We wanted a currency so that we could go out and do acquisitions, and acquisitions of larger companies as well. Obviously, we didn't want to go public below a certain price level because having a stock trading below book value wouldn't be helpful to our goals. We are currently trading at 190% of tangible book value, and the other Texas companies have significant premiums to where stocks are trading across the country. The market will be looking for us to continue to grow the way we've been growing and to deliver on the earnings growth we've had the last few years.

Texas has been a leader in M&A, but this year has been slow. What's your prediction for M&A this year?

We clearly believe that there is going to be a pick up, and we are aware of a number of discussions going on, so we believe that the number of announcements in these final three quarters of the year to show an upward trend.

Will you be surprised if we are talking a year from now and you have not done a deal?

Yes. I have been surprised in my life before, so it could happen. We told the market that we are both an organic-growth story and a strategic-acquisition-growth story. We are going to look for the right partners. If that avenue is not available to us this year then we will continue to grow well organically. We aren't sitting here reliant only upon finding acquisitions. We think we will find them this year, next year and the year after that, but if we can't find one that we think enhances our shareholder value, we will continue to grow organically at 15% to 20% a year. We think roughly half of our growth would come organically and half would come from acquisitions for the next couple of years.

Your loan-to-deposit ratio is 99.1%. That is a rare problem these days. How does that shape your M&A lens?

We've typically been in the 80% to 90% ratio but allowed it to go up closer to 100% in the downturn because of the great opportunity to pair inexpensive funding with strong loan demand.

We are paying close attention to the deposit mix of the companies we are talking to. Not that we wouldn't buy a bank with a high loan-to-deposit ratio, but it is equally attractive to buy a bank that has a low one because it picks up available deposits we can lend out.

You are one of the smaller banks doing acquisitions in Texas compared to other acquirers like Prosperity Bancshares (PB). Does that give you a leg up in your asset class? 

We've been the second-largest acquirer in terms of the number of transactions for the last three years in Texas behind Prosperity. We've done four deals in the last two-and-a-half years. If you look at Prosperity's size now, as they approach $15 billion in assets, a $100 million, $200 million bank doesn't really move the needle for them. 

Brad Milsaps with Sandler O'Neill wrote in a research note last week that he sees you pairing with a larger regional when you hit $5 billion. How do you see your future?

Well, I was thinking I would buy a larger regional when we are that size. Maybe that is what Brad meant [laughs].

We always have believed in building a company that we are going to be happy with in the long run, so we would never set a time frame out there that in five to seven years we would do some other kind of transaction.

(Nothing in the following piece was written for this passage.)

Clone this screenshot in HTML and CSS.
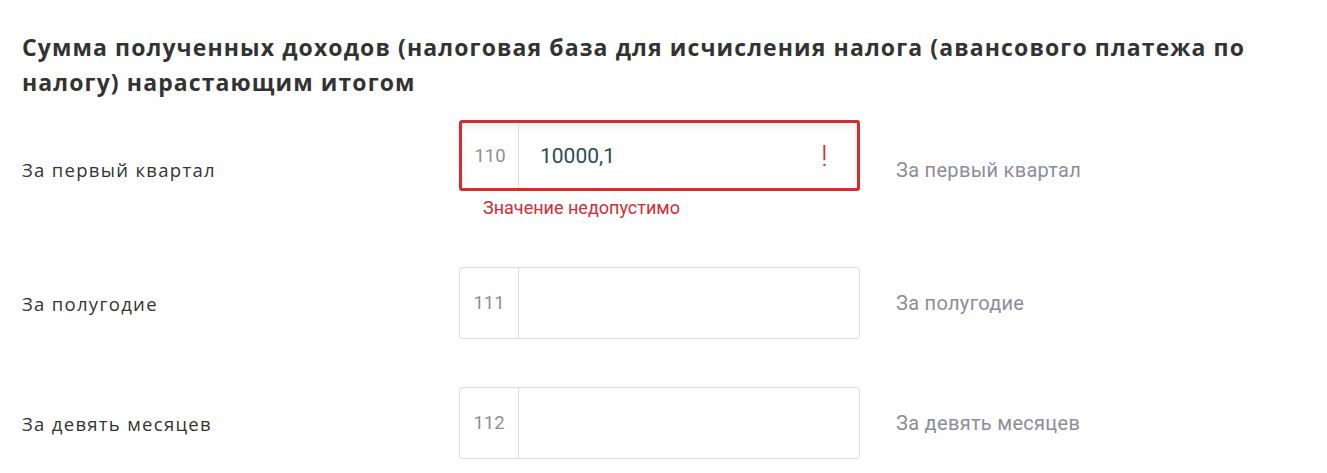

Having said that, there aren't a good number of large regional banks in Texas given the size of our state compared to other parts of the country. We are very fragmented. You have Comerica (CMA), but a lot of its assets are not in Texas. So you basically have Frost Bank (CFR), Prosperity Bank (PB) and Texas Capital (TCBI) in the $10 billion to $25 billion range. If you look elsewhere, you have a lot of 30, 40, 50 billion-asset regional franchises. So I think there is an opportunity to not only roll up some of these smaller banks, but there will be an opportunity to create large regional companies here in Texas.

Maybe we are a part of that strategy later down the road once we are in the $5 billion to $10 billion range. We have a lot of options and alternatives. But we've told our shareholders — we are building for the long haul, but we are investors, too, and want to make the best returns for our shareholders.